OSCAR Logo

OSCAR: Optical-aware Semantic Control for Aleatoric Refinement in SAR-to-Optical Translation

Corresponding author
1Kyungpook National University
2Korea Aerospace Research Institute

BENv2 Results Comparison

SEN12MS Results Comparison

Abstract

Synthetic Aperture Radar (SAR) provides robust all-weather imaging capabilities; however, translating SAR observations into photo-realistic optical images remains a fundamentally ill-posed problem. Current approaches are often hindered by the inherent speckle noise and geometric distortions of SAR data, which frequently result in semantic misinterpretation, ambiguous texture synthesis, and structural hallucinations.

To address these limitations, we propose OSCAR (Optical-aware Semantic Control for Aleatoric Refinement), a novel SAR-to-Optical (S2O) translation framework that integrates three core technical contributions:

  1. Cross-Modal Semantic Alignment: Establishes an Optical-Aware SAR Encoder by distilling robust semantic priors from an Optical Teacher into a SAR Student.
  2. Semantically-Grounded Generative Guidance: Realized by a ControlNet that integrates class-aware text prompts for global context with hierarchical visual prompts for local spatial guidance.
  3. Uncertainty-Aware Objective: Explicitly models aleatoric uncertainty to dynamically modulate the reconstruction focus, effectively mitigating artifacts caused by speckle-induced ambiguity.

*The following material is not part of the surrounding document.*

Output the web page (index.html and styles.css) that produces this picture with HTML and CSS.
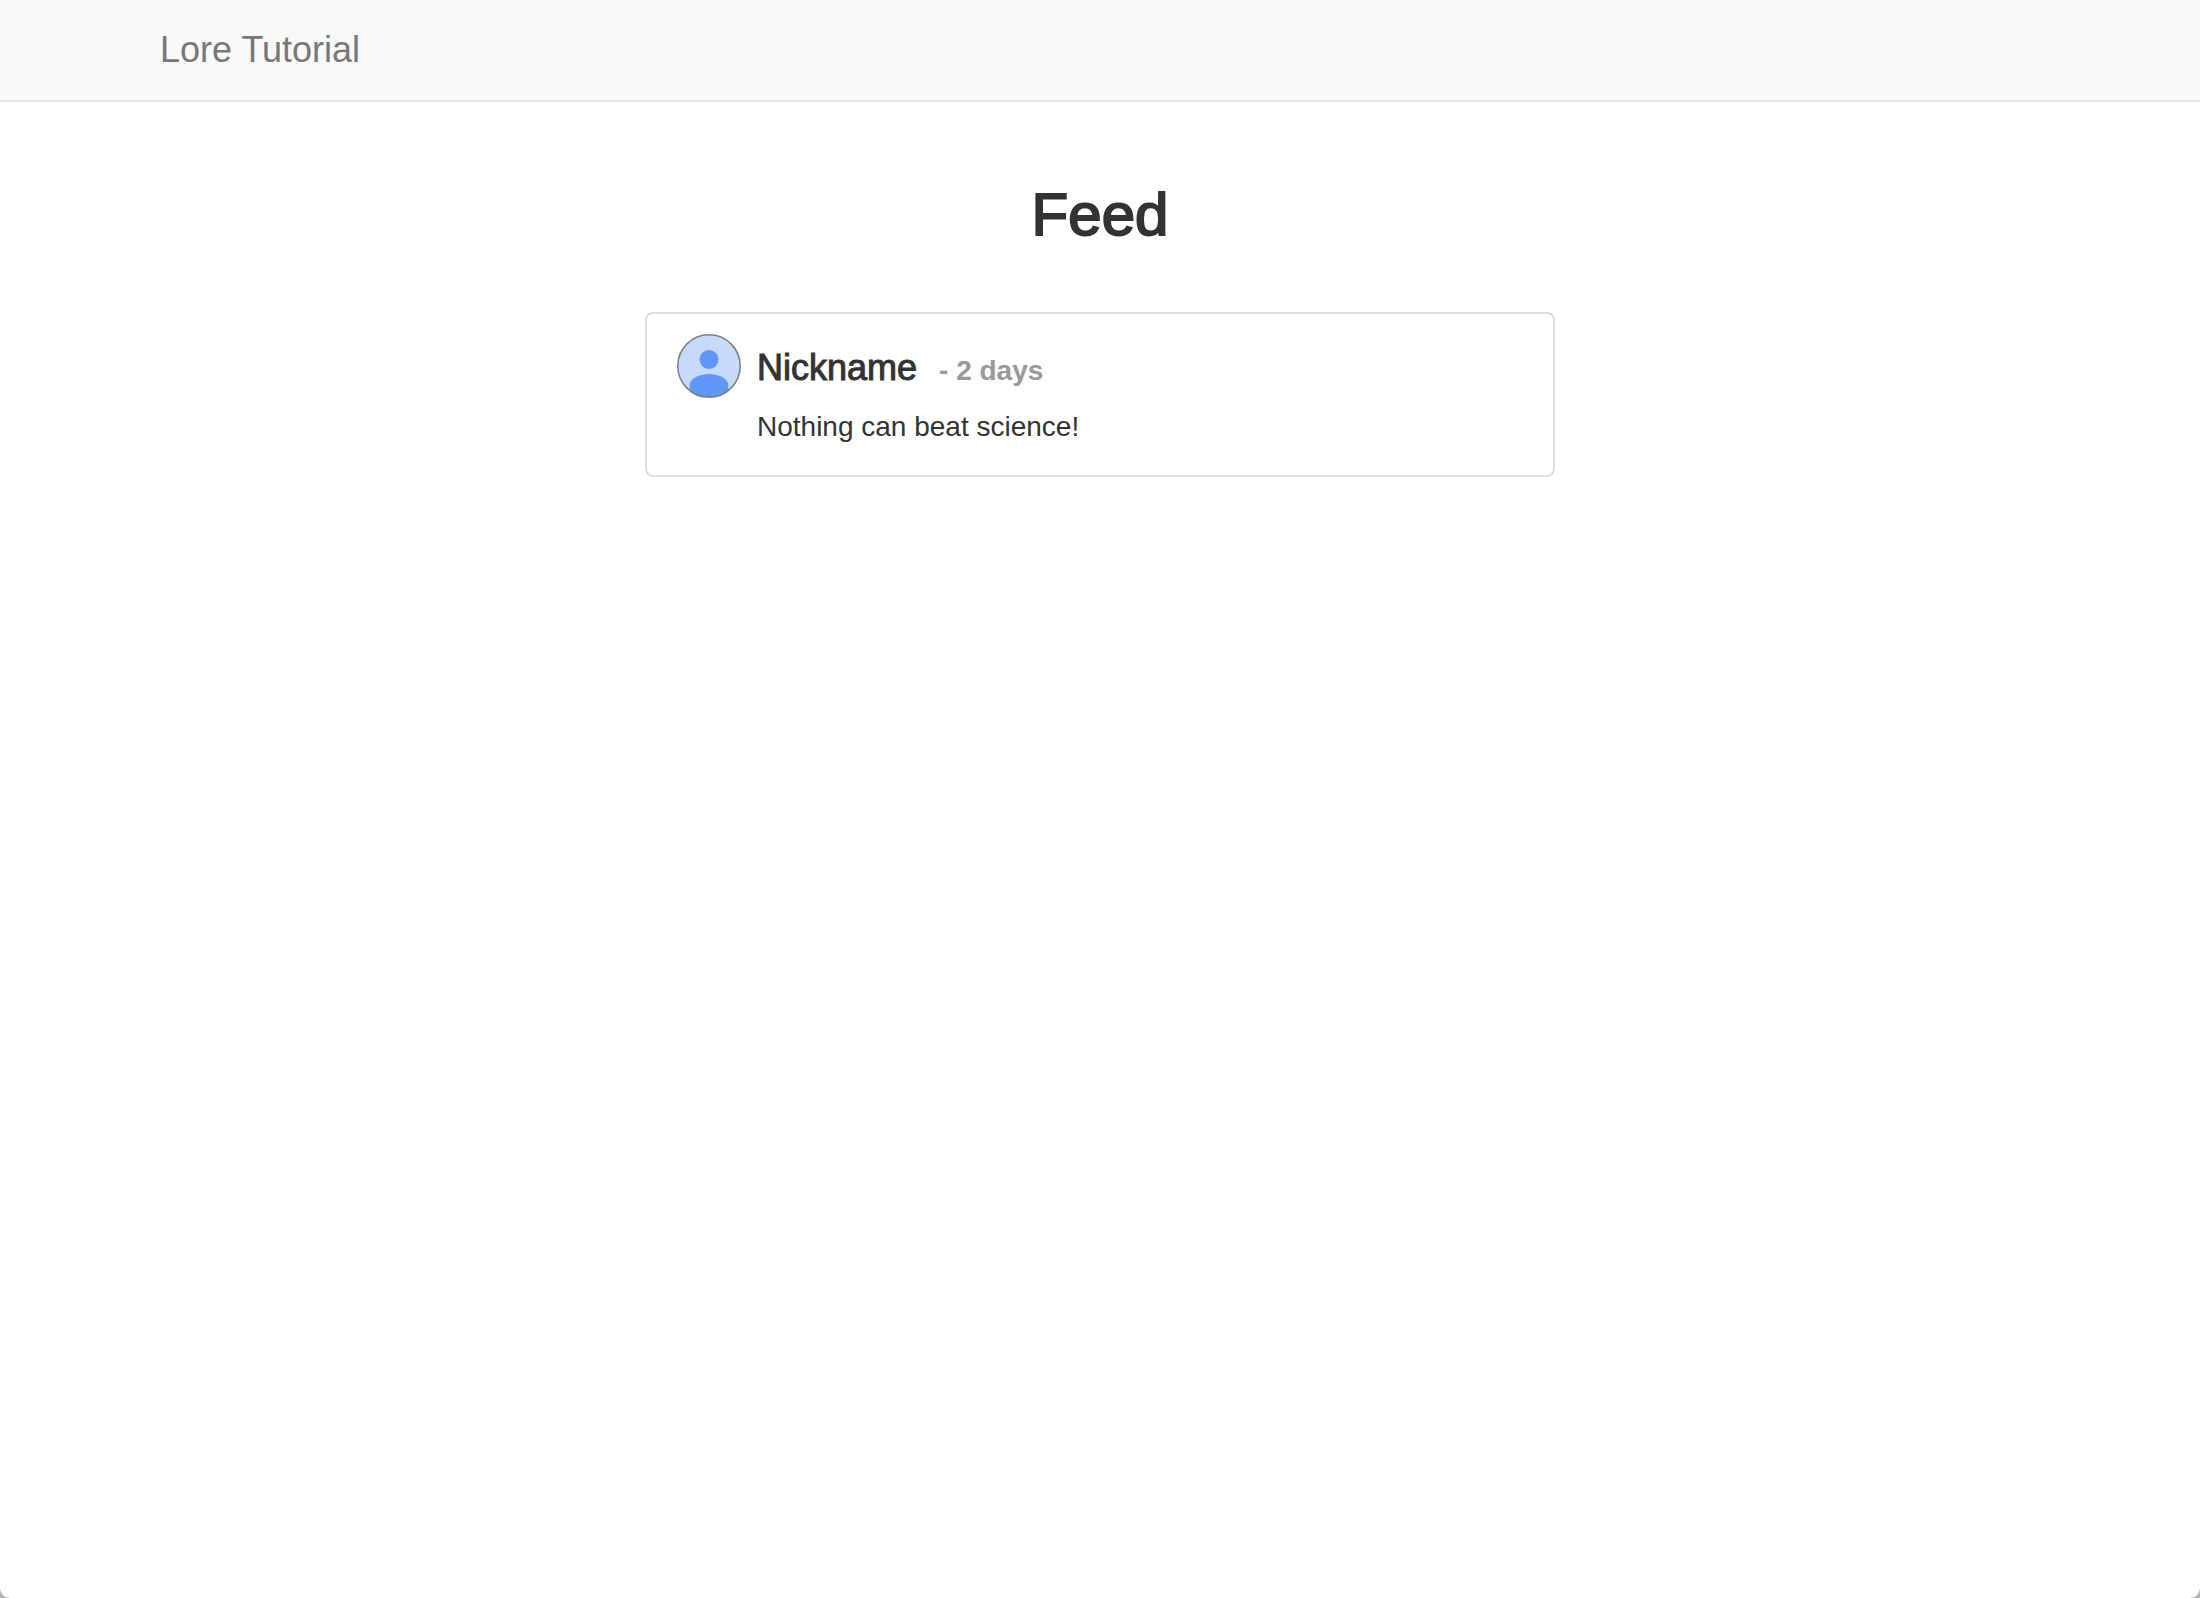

Extensive experiments demonstrate that OSCAR achieves superior perceptual quality and semantic consistency compared to state-of-the-art approaches.

Overview

1. Optical-Aware SAR Encoder

Optical-Aware SAR Encoder

The Optical-Aware SAR Encoder bridges the fundamental cross-modal gap by aligning SAR features with a rich optical semantic manifold.

  • Cross-Modal Distillation: We utilize DINOv3-SAT—a foundation model pre-trained on 493M satellite images—as an Optical Teacher to guide the SAR Student.
  • Multi-level Alignment: The framework synchronizes logit-level probabilities, intermediate features (Attention maps & CLS tokens), and structural alignment to capture robust, modality-agnostic priors.
  • Parameter Efficiency: We integrate Low-Rank Adaptation (LoRA) to effectively adapt the large-scale encoder to the SAR domain without heavy computational overhead.

2. Semantically-Grounded ControlNet

Semantically-Grounded ControlNet

The Semantically-Grounded ControlNet performs the translation by injecting dual-path semantic guidance into the diffusion process.

  • Global & Local Guidance:
    • Class-aware Text Prompts: Establish the global semantic tone and style based on high-confidence predictions.
    • Hierarchical Visual Prompts: Provide dense spatial anchors via the Semantically-Grounded Guidance Module (SGGM) to ensure structural fidelity.
  • Uncertainty-Aware Objective: To handle the inherent noise in SAR, we explicitly model aleatoric uncertainty. By estimating a pixel-wise confidence map, the model learns to ignore speckle-induced ambiguity and focus on sharp, accurate reconstruction.

Experimental Results

Quantitative Results

Quantitative Results

We conduct a quantitative comparison with state-of-the-art SAR-to-optical translation methods on both BENv2 and SEN12MS datasets. Our OSCAR framework establishes a new state-of-the-art across all metric categories.

  • BigEarthNet-v2: OSCAR reduces the FID score by 32.5% compared to BBDM.
  • SEN12MS: OSCAR achieves an FID reduction of over 50.2% compared to StegoGAN.

Ablation Study - Quantitative

Ablation Study Quantitative

We analyze the individual contributions of our three core technical pillars:

  • Cross-modal Alignment (Aln.): Essential for ensuring images follow the spectral and semantic logic of the optical domain.
  • Hierarchical Visual Prompts (Hier.): Provides dense spatial guidance to anchor textures correctly.
  • Class-aware Text Prompts (Text): Establishes the global semantic tone and domain context.

The integration of all components (Full Model) achieves the highest quantitative performance across DISTS, LPIPS, and SAM metrics, demonstrating a clear synergy between spatial and global guidance.

Ablation Study - Qualitative

Ablation Study Qualitative

The qualitative results visualize how each component contributes to the final synthesis. As Cross-modal Alignment, Hierarchical Visual Prompts, and Class-aware Text Prompts are progressively integrated, we observe:

  • A significant improvement in structural fidelity.
  • Effective suppression of artifacts caused by SAR speckle noise.

Ultimately, the Full Model (v) produces the most photorealistic results with accurate color distributions and the sharpest boundaries compared to any other configuration.